Project Management Institute

Risking Less


The article is based on material in the white paper, “The Challenge of Fixed-End Projects—New Risk Management Strategies,” presented by Chris Felstead, PMP, at PMI Global Congress 2005—Asia Pacific.

To help mitigate risks in fixed-end projects, spend more time planning contingencies up front.



Some deadlines are engraved in stone, others written on a chalkboard, easily erased and refigured. Planning for contingencies and managing the risk around contingencies to meet fixed-end, or mandated end-date, projects is troublesome at best. Enterprises that adopt a more measured or standardized approach to establishing contingency plans and those that adequately prepare plans for “just in case” will do a better job of successfully meeting deadlines that won't budge, says Chris Felstead, PMP, project manager and IT practitioner based in Melbourne, Victoria, Australia.

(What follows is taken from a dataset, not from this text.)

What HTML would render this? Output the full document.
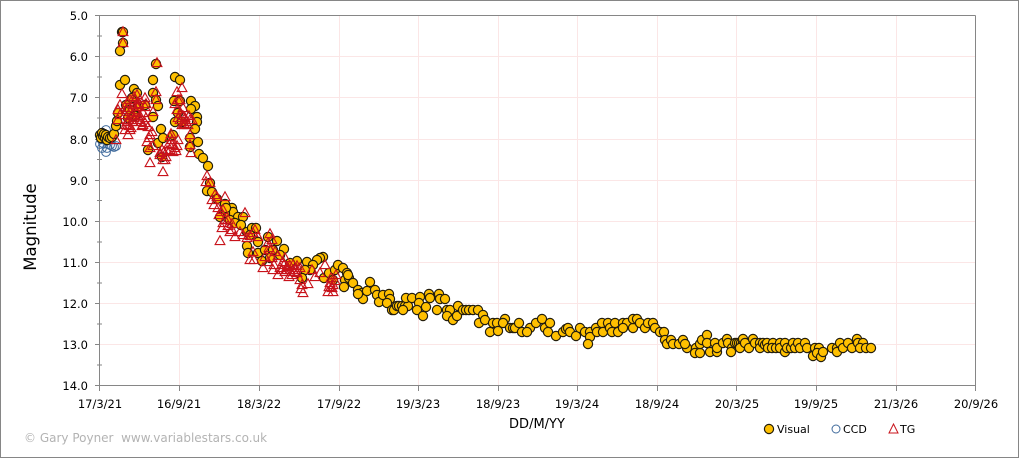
<!DOCTYPE html>
<html lang="en"><head><meta charset="utf-8"><title>Magnitude chart</title>
<style>
html,body{margin:0;padding:0;background:#fff}
svg{display:block}
text{font-family:"DejaVu Sans",sans-serif;fill:#000}
.v{marker-start:url(#mv);marker-mid:url(#mv);marker-end:url(#mv)}
.c{marker-start:url(#mc);marker-mid:url(#mc);marker-end:url(#mc)}
.t{marker-start:url(#mt);marker-mid:url(#mt);marker-end:url(#mt)}
</style></head><body>
<svg width="1020" height="458" viewBox="0 0 1020 458" xmlns="http://www.w3.org/2000/svg">
<defs>
<marker id="mv" markerUnits="userSpaceOnUse" markerWidth="12" markerHeight="12" refX="6" refY="6" overflow="visible"><circle cx="6" cy="6" r="4.6" fill="#FFC000" stroke="#241e0c" stroke-width="1.2"/></marker>
<marker id="mc" markerUnits="userSpaceOnUse" markerWidth="12" markerHeight="12" refX="6" refY="6" overflow="visible"><circle cx="6" cy="6" r="4.4" fill="none" stroke="#3f6a9c" stroke-width="1"/></marker>
<marker id="mt" markerUnits="userSpaceOnUse" markerWidth="12" markerHeight="12" refX="6" refY="6" overflow="visible"><path d="M6 .8L10.9 9.6H1.1Z" fill="none" stroke="#c8131b" stroke-width="1.1"/></marker>
</defs>
<rect x="0.5" y="0.5" width="1018" height="457" fill="#fff" stroke="#868686"/>
<g stroke="#fbe6e6" stroke-width="1" fill="none">
<path d="M100 56.5H975M100 97.5H975M100 139.5H975M100 180.5H975M100 221.5H975M100 262.5H975M100 303.5H975M100 344.5H975"/>
<path d="M179.5 16V385M259.5 16V385M339.5 16V385M418.5 16V385M498.5 16V385M577.5 16V385M657.5 16V385M736.5 16V385M816.5 16V385M896.5 16V385"/>
</g>
<g stroke="#868686" stroke-width="1" fill="none">
<path d="M99.5 15.5V385.5H975.5V15.5"/>
<path d="M95 15.5H975.5"/>
<path d="M95 56.5H99M95 97.5H99M95 139.5H99M95 180.5H99M95 221.5H99M95 262.5H99M95 303.5H99M95 344.5H99M95 385.5H99"/>
<path d="M97 36H102M97 77H102M97 118H102M97 159.500H102M97 200.500H102M97 242H102M97 283H102M97 324H102M97 365H102"/>
<path d="M99.500 386V391M179.500 386V391M259.500 386V391M339.500 386V391M418.500 386V391M498.500 386V391M577.500 386V391M657.500 386V391M736.500 386V391M816.500 386V391M896.500 386V391M975.500 386V391"/>
</g>
<g font-size="11.500" text-anchor="end">
<text x="88" y="20">5.0</text><text x="88" y="61">6.0</text><text x="88" y="102">7.0</text><text x="88" y="144">8.0</text><text x="88" y="185">9.0</text><text x="88" y="226">10.0</text><text x="88" y="267">11.0</text><text x="88" y="308">12.0</text><text x="88" y="349">13.0</text><text x="88" y="390">14.0</text>
</g>
<g font-size="11.500" text-anchor="middle">
<text x="100" y="408">17/3/21</text><text x="179" y="408">16/9/21</text><text x="259" y="408">18/3/22</text><text x="339" y="408">17/9/22</text><text x="418" y="408">19/3/23</text><text x="498" y="408">18/9/23</text><text x="577" y="408">19/3/24</text><text x="657" y="408">18/9/24</text><text x="737" y="408">20/3/25</text><text x="816" y="408">19/9/25</text><text x="896" y="408">21/3/26</text><text x="976" y="408">20/9/26</text>
</g>
<text x="36" y="227" font-size="16.500" text-anchor="middle" transform="rotate(-90 36 227)">Magnitude</text>
<text x="537" y="428" font-size="13" text-anchor="middle">DD/M/YY</text>
<text x="24" y="442" font-size="12" style="fill:#b3b3b3">© Gary Poyner&#160; www.variablestars.co.uk</text>
<polyline class="c" fill="none" stroke="none" points="101,139 100,144 102,148 106,130 106,152 107,148 110,145 112,146 114,147 116,146 103,143"/>
<polyline class="v" fill="none" stroke="none" points="100,135 101,138 102,133 103,136 104,134 105,138 106,135 107,140 108,137 110,138 112,137 114,134 116,126 117,121 118,113 120,85 125,80 122,32 123,32 123,43 120,51 126,105 130,110 132,98 134,89 137,93 138,107 135,116 128,118 145,105 148,150 153,117 153,80 156,64 153,93 156,100 158,106 161,129 158,143 163,138 162,157 173,135 175,77 180,80 174,101 180,101 178,113 175,122 182,122 191,101 195,106 191,109 197,117 197,122 195,129 190,138 198,142 190,147 199,154 203,158 208,166 210,183 207,191 212,192 217,199 225,204 232,208 233,212 225,213 220,217 238,217 243,217 230,220 235,223 241,225 226,208 247,232 252,228 256,228 250,235 258,242 247,246 248,253 258,253 262,261 268,237 277,241 284,249 265,250 273,250 280,255 270,258 297,261 290,263 307,262 323,257 320,258 317,260 313,265 310,270 305,270 302,278 324,278 329,273 335,270 338,265 343,268 347,273 345,280 349,278 353,283 344,287 333,280 348,275 370,282 358,290 362,293 363,299 358,294 367,291 375,290 377,295 379,302 383,295 389,294 390,299 387,303 392,310 394,310 397,306 399,306 402,306 405,306 408,306 403,310 406,298 412,298 420,297 419,303 417,310 423,316 426,307 429,294 430,298 439,294 440,299 445,299 437,310 447,310 450,310 447,316 453,320 457,316 458,306 463,310 466,310 469,310 473,310 478,310 483,315 479,323 485,320 490,332 493,323 497,323 498,331 505,319 503,323 510,328 513,328 515,328 519,323 522,332 530,328 527,332 536,323 542,319 545,328 550,323 548,332 556,336 563,332 566,329 568,328 570,332 576,336 580,328 585,332 590,332 590,337 588,344 596,328 597,332 602,323 603,332 608,323 610,328 615,323 612,332 618,332 623,323 627,323 623,328 633,328 633,319 637,319 640,323 645,328 648,323 653,323 655,328 660,332 664,332 665,340 667,344 671,340 673,344 679,344 683,340 687,348 685,344 696,348 695,353 700,353 700,344 702,340 707,335 707,343 710,352 717,352 715,343 717,348 723,343 727,339 728,343 732,348 731,352 735,343 737,343 739,343 741,343 743,343 740,348 743,339 745,343 749,348 753,339 755,343 760,343 760,348 763,343 765,345 767,343 768,348 773,343 772,348 776,348 780,343 780,348 785,343 785,352 787,348 791,348 793,343 795,348 798,343 800,348 805,343 807,348 815,348 819,348 813,356 817,353 821,357 823,352 832,348 837,348 837,352 840,343 843,348 848,343 852,348 857,339 858,343 863,343 860,348 866,348 871,348"/>
<polyline class="t" fill="none" stroke="none" points="123,32 123,43 157,63 182,88 177,92 178,100 175,104 122,94 120,105 118,110 120,115 118,120 129,120 126,125 125,130 130,130 128,135 129,126 131,128 127,122 133,122 116,140 137,95 135,100 140,100 145,98 133,105 138,107 130,112 145,107 153,112 156,92 156,100 135,110 137,113 127,103 130,100 126,110 134,97 136,105 139,104 128,108 132,116 125,115 134,118 137,120 140,116 141,122 143,113 146,104 140,120 143,125 146,118 148,127 142,126 145,123 150,135 147,142 150,148 153,146 149,138 152,132 150,163 163,172 163,160 165,160 166,157 160,155 170,150 172,145 170,137 172,140 178,140 162,150 160,153 167,151 176,151 175,148 171,134 169,144 164,152 173,152 177,146 177,110 180,100 183,108 185,118 185,125 190,120 190,135 190,145 191,153 180,120 182,125 186,122 188,125 192,120 184,124 183,116 189,116 181,114 178,118 207,176 206,182 210,183 215,195 217,197 225,197 212,200 214,205 218,208 221,212 219,215 223,210 245,213 225,220 228,220 223,223 222,228 228,226 232,224 230,232 235,237 232,230 220,241 240,232 243,235 255,230 250,236 253,233 247,238 258,237 270,234 268,243 272,240 269,248 253,252 250,260 254,260 265,257 263,268 275,252 270,250 278,256 285,258 273,270 268,262 272,258 278,275 274,265 280,268 283,262 287,267 289,277 290,270 293,265 295,270 297,273 292,275 294,272 300,268 297,266 285,272 287,270 290,266 293,270 296,268 284,265 282,270 302,285 301,289 303,293 300,280 308,284 315,277 320,273 312,270 325,265 336,275 330,283 328,292 333,292 333,285 332,288 329,287 331,278 335,281"/>
<polyline class="v" fill="none" stroke="none" points="769,429"/>
<circle cx="836" cy="429" r="4" fill="none" stroke="#3f6a9c" stroke-width="1"/>
<path d="M893.500 424L898 433H889Z" fill="none" stroke="#c8131b" stroke-width="1"/>
<g font-size="11">
<text x="777" y="433">Visual</text><text x="843" y="433">CCD</text><text x="900" y="433">TG</text>
</g>
</svg>
</body></html>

Mr. Felstead drew on his significant experience in managing IT projects with fixed-end dates to develop his graduate thesis, earning his masters in project management at the Royal Melbourne Institute of Technology University in 2002. The thesis project—on which his PMI Global Congress paper is based—examined an amalgam of popular risk models applied to the concept of fixed-end date projects. His work expanded on the risk management models found in A Guide to the Project Management Body of Knowledge (PMBOK® Guide), Project Risk Analysis and Management (PRAM) Guide by the U.K.-based Association for Project Management, and Australian Standard for Risk Management AS4360.

All too often, Mr. Felstead says, projects tied to events such as Y2K, legislative or government-imposed regulations such as Sarbanes-Oxley compliance, or the requirement in Australia to implement the Goods and Services Tax have little to no tolerance for delays. “In the business world, you don't necessarily get the luxury of working through the requirements of a project and setting a reasonable end date,” he says. “Often, those decisions are based on commercial reasons rather than time, but time becomes an important factor.”

Time is a critical factor in identifying, evaluating and monitoring risks for fixed-end projects.

Established risk management processes can act as a “first pass” in risk identification and evaluation. As a “second pass,” a six-step approach helps examine particular project risks and adequately prepare contingencies.

The enterprise and its stakeholders bear the brunt of risks. Their involvement in risk decisions and planning fosters greater stakeholder commitment to a project.

To combat this pressure, Mr. Felstead developed his own strategy to augment commonly accepted risk management models. “The strategy isn't meant to be controversial but to help people who are making contingency plans and investing in risk management,” he says. “It's about an enhanced method of risk management to mitigate risk to the end date. When you can't push the date back, you have to think about contingency planning and preparations for contingencies. That often involves money and it might involve something that won't ever happen.”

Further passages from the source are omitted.